* Given request
Sift the listing for lines that hold the string "screenshot" and pull them out.

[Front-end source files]
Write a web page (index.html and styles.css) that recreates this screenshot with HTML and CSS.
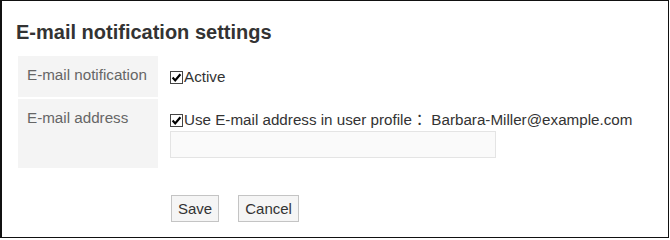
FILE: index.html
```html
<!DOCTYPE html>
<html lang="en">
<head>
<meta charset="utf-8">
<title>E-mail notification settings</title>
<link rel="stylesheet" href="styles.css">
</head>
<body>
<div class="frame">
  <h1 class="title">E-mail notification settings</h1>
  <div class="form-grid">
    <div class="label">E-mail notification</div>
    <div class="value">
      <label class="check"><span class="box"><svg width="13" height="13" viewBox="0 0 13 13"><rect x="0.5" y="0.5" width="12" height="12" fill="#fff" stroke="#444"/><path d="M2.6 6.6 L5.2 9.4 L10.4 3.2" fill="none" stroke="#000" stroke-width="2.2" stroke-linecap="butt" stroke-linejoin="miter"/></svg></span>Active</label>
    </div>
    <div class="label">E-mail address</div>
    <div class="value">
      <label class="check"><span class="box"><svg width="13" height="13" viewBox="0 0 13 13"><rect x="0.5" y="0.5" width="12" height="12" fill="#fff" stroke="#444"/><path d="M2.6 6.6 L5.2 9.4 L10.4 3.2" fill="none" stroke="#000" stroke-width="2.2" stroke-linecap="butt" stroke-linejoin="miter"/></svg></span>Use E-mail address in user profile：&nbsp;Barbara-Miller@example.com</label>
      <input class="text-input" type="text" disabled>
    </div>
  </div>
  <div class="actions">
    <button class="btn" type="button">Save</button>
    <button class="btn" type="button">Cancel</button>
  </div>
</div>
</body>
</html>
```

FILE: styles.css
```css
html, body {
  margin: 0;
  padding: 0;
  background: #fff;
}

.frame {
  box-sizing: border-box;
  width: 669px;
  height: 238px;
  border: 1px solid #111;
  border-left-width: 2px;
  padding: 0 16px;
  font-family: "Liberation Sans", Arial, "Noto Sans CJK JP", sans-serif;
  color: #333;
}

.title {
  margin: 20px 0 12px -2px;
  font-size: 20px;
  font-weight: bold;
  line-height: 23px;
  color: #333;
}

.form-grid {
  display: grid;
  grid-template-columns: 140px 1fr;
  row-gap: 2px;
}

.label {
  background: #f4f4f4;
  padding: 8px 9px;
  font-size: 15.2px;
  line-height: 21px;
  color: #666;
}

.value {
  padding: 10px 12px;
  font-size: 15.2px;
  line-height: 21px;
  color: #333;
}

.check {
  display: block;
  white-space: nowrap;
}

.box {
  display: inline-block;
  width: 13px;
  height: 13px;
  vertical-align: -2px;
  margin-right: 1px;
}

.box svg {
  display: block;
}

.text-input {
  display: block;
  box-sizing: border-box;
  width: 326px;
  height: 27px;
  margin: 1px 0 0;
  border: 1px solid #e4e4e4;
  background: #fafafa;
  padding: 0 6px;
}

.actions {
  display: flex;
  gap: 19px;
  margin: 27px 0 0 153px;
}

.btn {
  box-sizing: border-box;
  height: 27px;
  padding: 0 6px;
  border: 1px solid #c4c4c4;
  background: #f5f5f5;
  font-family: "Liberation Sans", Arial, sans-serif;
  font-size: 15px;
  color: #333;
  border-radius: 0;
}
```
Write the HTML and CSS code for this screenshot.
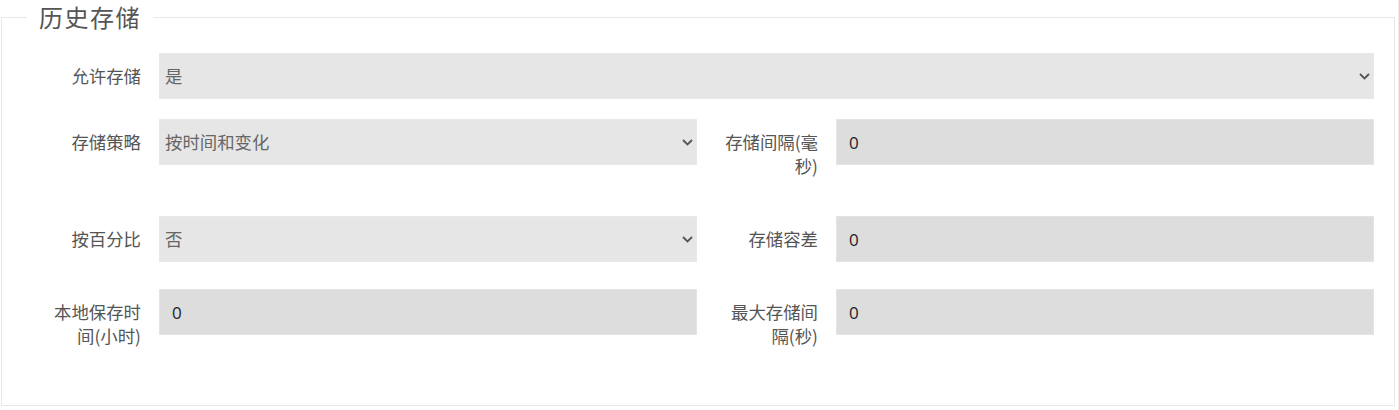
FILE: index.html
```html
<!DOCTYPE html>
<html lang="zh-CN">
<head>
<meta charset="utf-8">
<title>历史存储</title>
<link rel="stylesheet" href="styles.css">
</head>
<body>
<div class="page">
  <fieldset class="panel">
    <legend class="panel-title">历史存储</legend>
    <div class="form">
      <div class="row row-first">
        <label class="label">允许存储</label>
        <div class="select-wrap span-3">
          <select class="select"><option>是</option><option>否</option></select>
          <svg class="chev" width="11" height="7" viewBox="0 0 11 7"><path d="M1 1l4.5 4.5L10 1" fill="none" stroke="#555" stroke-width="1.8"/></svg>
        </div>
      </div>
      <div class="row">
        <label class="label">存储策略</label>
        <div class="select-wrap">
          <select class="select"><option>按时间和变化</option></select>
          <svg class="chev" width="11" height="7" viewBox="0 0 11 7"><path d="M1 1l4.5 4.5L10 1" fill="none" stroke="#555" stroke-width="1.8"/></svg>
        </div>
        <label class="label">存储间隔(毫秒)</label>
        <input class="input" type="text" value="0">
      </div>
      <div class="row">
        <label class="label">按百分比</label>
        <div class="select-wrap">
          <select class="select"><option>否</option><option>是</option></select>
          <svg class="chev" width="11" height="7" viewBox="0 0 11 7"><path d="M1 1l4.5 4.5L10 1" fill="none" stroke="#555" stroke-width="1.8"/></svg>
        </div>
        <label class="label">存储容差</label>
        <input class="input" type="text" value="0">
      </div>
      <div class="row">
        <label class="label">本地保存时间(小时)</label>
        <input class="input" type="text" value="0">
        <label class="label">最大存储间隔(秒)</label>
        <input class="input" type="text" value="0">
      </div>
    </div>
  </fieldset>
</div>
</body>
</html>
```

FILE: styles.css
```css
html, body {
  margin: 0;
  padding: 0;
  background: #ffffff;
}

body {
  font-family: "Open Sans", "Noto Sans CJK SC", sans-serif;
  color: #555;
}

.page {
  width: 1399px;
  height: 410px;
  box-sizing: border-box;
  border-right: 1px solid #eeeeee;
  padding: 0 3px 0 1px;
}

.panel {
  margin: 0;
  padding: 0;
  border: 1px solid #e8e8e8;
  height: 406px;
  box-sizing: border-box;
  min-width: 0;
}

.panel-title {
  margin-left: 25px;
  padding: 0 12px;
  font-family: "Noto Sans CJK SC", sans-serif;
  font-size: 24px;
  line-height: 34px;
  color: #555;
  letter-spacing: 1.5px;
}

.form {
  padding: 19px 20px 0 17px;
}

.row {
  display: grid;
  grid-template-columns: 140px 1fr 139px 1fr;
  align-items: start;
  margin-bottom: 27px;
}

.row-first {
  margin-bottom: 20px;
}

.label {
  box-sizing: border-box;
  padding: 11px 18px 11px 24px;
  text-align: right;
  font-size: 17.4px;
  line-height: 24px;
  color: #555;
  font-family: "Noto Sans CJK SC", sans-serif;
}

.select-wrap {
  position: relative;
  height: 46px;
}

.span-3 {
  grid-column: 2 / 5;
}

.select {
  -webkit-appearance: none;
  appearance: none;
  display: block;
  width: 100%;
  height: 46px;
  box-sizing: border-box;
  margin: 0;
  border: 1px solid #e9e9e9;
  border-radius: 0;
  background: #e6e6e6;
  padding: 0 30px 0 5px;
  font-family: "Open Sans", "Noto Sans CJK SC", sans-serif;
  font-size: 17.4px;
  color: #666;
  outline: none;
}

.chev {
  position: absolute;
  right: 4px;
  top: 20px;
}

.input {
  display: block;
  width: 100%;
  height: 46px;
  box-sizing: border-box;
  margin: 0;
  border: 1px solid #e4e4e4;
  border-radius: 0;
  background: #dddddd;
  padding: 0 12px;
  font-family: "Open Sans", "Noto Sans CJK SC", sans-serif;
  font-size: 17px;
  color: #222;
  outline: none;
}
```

* Written reply
Write a web page (index.html and styles.css) that recreates this screenshot with HTML and CSS.
Write the HTML and CSS code for this screenshot.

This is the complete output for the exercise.